Yes, we've seen your fallacious "it has to be presented on the floor to matter" argument. But we've already shown that the Republicans have done that, and when they have, the Democrats and media ridiculed them for wasting time presenting a bill that wouldn't pass the Senate.

So a. it has been on the floor, and b. you assholes complain if it is on the floor, and if it is not. So, c. Profit!

Comment Re:Not so fast (Score 1) 3

True, Ace did incorrectly say this didn't help the poor. However, that's about the only "good" (and I use the term loosely, because the help it provided came in a wrong form and in a wrong way) thing that the ACA did. By far, the ACA has done and continues to do more harm than good, and this was its design, and we knew it from the beginning. We knew millions could, and likely would, lose the insurance plans they liked. We knew many would lose their doctors. We knew prices would continue to increase, and that many would have to pay a lot more money because they were forced to buy services they didn't want and didn't need.

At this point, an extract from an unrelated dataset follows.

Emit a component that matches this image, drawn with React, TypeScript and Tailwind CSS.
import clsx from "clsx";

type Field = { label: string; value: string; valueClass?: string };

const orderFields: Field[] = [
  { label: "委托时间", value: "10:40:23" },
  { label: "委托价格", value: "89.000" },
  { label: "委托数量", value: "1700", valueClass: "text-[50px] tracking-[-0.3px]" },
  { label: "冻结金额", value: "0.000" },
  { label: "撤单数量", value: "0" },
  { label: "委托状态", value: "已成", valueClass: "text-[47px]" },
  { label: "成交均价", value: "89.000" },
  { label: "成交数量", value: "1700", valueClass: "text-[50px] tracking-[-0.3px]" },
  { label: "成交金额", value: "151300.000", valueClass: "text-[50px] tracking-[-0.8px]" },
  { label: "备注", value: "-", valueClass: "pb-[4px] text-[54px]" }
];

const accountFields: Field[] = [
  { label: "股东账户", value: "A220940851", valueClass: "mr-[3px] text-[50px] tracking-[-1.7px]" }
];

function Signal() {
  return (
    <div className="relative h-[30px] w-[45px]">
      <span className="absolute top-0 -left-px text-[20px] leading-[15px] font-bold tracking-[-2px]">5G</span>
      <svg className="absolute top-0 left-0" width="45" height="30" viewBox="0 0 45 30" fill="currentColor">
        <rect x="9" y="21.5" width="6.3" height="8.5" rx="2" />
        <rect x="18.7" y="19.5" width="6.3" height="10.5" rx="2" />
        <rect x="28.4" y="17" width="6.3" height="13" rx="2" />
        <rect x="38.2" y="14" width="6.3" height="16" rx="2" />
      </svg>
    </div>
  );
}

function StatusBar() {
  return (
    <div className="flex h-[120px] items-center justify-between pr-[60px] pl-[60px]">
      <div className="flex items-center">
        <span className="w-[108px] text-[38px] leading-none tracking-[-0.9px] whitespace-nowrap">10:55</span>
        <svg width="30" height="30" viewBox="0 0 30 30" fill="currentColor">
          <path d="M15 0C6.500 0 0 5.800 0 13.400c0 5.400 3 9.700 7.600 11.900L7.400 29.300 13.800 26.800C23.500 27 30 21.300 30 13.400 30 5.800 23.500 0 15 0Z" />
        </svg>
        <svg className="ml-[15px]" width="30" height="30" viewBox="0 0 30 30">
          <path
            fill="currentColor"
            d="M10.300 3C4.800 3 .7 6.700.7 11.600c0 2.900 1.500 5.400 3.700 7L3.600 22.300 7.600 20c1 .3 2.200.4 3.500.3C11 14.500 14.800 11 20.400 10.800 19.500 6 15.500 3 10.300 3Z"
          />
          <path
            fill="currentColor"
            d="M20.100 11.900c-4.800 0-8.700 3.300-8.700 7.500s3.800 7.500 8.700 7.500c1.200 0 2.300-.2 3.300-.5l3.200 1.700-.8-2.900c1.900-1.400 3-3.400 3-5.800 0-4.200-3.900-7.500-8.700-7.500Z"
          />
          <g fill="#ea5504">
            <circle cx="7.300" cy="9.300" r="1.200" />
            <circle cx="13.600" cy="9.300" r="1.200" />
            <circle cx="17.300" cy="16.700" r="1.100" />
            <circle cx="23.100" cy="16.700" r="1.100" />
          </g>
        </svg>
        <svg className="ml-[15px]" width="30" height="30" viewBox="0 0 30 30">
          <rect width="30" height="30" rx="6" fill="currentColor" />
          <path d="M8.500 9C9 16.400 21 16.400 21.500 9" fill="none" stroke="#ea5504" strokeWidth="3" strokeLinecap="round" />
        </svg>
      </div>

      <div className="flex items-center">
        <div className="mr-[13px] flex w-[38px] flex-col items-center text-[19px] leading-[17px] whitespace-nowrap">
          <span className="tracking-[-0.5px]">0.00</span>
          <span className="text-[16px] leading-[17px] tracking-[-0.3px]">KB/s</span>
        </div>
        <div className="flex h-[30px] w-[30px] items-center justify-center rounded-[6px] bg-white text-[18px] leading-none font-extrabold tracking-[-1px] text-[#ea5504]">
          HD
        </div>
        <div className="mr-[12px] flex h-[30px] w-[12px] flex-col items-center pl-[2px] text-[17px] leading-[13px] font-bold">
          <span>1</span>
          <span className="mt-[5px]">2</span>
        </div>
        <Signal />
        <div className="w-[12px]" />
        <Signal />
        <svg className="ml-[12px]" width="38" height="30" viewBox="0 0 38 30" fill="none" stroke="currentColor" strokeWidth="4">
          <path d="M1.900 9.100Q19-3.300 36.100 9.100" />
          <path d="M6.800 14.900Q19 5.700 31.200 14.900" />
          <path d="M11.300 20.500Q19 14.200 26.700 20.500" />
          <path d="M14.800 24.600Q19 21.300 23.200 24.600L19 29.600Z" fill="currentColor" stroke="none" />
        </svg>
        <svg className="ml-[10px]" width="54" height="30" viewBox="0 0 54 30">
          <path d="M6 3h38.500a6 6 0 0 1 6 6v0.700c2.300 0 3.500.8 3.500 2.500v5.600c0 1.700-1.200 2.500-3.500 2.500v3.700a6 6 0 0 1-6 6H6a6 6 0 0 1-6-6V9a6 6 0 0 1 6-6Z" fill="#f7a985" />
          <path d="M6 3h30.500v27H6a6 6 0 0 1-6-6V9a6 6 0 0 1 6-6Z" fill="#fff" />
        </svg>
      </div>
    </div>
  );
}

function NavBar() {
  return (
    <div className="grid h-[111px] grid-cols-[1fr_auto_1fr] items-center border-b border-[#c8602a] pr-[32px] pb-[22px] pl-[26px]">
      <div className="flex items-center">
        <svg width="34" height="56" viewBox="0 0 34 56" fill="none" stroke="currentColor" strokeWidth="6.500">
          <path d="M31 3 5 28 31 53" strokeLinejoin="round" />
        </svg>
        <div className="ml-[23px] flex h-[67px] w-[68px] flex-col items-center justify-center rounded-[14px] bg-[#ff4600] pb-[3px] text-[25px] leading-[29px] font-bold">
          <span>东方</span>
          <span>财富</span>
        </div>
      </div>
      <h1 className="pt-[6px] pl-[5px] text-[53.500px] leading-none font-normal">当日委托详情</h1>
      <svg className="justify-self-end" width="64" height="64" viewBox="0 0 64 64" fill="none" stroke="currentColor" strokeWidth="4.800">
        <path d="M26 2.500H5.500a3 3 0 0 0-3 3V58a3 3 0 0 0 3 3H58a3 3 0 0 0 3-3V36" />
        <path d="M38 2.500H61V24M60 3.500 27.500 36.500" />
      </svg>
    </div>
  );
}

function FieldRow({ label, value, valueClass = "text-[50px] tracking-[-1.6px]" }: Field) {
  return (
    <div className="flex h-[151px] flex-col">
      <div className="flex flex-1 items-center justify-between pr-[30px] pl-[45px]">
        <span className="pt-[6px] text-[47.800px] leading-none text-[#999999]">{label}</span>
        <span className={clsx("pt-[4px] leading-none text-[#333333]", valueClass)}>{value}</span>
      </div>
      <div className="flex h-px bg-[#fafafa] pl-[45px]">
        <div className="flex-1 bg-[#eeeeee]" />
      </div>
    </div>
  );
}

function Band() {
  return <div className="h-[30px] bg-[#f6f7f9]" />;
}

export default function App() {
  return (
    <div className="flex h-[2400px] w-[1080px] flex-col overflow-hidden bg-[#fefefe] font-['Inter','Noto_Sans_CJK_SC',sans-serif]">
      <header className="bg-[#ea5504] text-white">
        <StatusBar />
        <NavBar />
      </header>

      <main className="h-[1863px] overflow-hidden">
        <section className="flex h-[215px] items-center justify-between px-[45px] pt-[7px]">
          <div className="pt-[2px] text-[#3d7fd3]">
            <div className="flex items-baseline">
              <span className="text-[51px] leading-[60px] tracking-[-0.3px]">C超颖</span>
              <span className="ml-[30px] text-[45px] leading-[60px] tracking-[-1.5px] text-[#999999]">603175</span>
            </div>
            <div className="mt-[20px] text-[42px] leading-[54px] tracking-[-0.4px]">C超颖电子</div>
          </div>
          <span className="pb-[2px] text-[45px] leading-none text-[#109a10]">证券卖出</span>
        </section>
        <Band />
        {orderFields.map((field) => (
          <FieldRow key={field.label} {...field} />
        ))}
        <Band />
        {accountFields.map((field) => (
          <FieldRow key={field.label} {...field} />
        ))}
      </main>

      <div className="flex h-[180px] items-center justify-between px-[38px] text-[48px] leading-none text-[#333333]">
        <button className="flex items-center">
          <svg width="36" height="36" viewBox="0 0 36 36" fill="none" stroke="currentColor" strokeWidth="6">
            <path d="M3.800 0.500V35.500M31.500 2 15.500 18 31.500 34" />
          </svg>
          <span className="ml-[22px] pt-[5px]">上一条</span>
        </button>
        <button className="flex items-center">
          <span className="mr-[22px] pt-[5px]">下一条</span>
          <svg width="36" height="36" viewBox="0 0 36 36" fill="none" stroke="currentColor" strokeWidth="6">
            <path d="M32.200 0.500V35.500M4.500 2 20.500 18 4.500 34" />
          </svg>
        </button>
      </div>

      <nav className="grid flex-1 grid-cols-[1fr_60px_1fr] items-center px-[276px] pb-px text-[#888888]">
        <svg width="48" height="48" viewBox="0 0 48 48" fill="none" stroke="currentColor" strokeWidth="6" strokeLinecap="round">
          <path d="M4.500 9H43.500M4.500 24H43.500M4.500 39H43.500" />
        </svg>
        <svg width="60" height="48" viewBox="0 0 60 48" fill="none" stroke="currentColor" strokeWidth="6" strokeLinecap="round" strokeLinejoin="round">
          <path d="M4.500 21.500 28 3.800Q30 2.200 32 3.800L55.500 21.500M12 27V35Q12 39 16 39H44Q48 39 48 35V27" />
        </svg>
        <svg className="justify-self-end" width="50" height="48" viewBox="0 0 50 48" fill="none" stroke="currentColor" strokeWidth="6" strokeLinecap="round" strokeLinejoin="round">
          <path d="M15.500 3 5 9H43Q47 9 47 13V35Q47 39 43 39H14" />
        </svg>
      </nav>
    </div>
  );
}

We also knew that we could have found other ways -- that didn't make insurance policies worse for millions of people -- to help the people who didn't have insurance, and, to some extent due to that fact, didn't have good medical care, including simply raising taxes to pay for Medicaid expansion. I'd choose that over increasing the cost and scope of health insurance, and massively increasing government control over the industry.

The final thing we've known all along that I'll mention is that Obama has been lying about this from the beginning. He knew his promise that people would get to keep their coverage was false, when he said it (I know this simply because, without talking to any experts, *I* knew it, through simple deduction; it's inconceivable that he didn't know it, as he isn't a dummy and has lots of experts to talk to, and all of them knew it).

He also continues to lie every day, saying Republicans want people to not have health care, or that anyone has gotten health care for the first time in their lives because of the ACA. Both of those lies are insane. There's not a serious way to make either of them into even plausibly true. But he keeps saying this shit anyway.

As to the latter, not a single person ever has gotten health care for the first time due to the ACA, unless you're going to make the case that because of the ACA, some couples had babies that they otherwise wouldn't have had. Otherwise you're SOL on this claim: every single person in the U.S. not only had access to health care before the ACA existed, but actually got health care, even if it was self-care. This is part of the fundamental conceit of Obama and his policies: you equate two different things (health insurance vs. health care) and convince people that without the former, the latter doesn't exist, and make the case that only government can provide the former, and hence, the latter. It's insanely stupid, but I guess it works on a lot of people.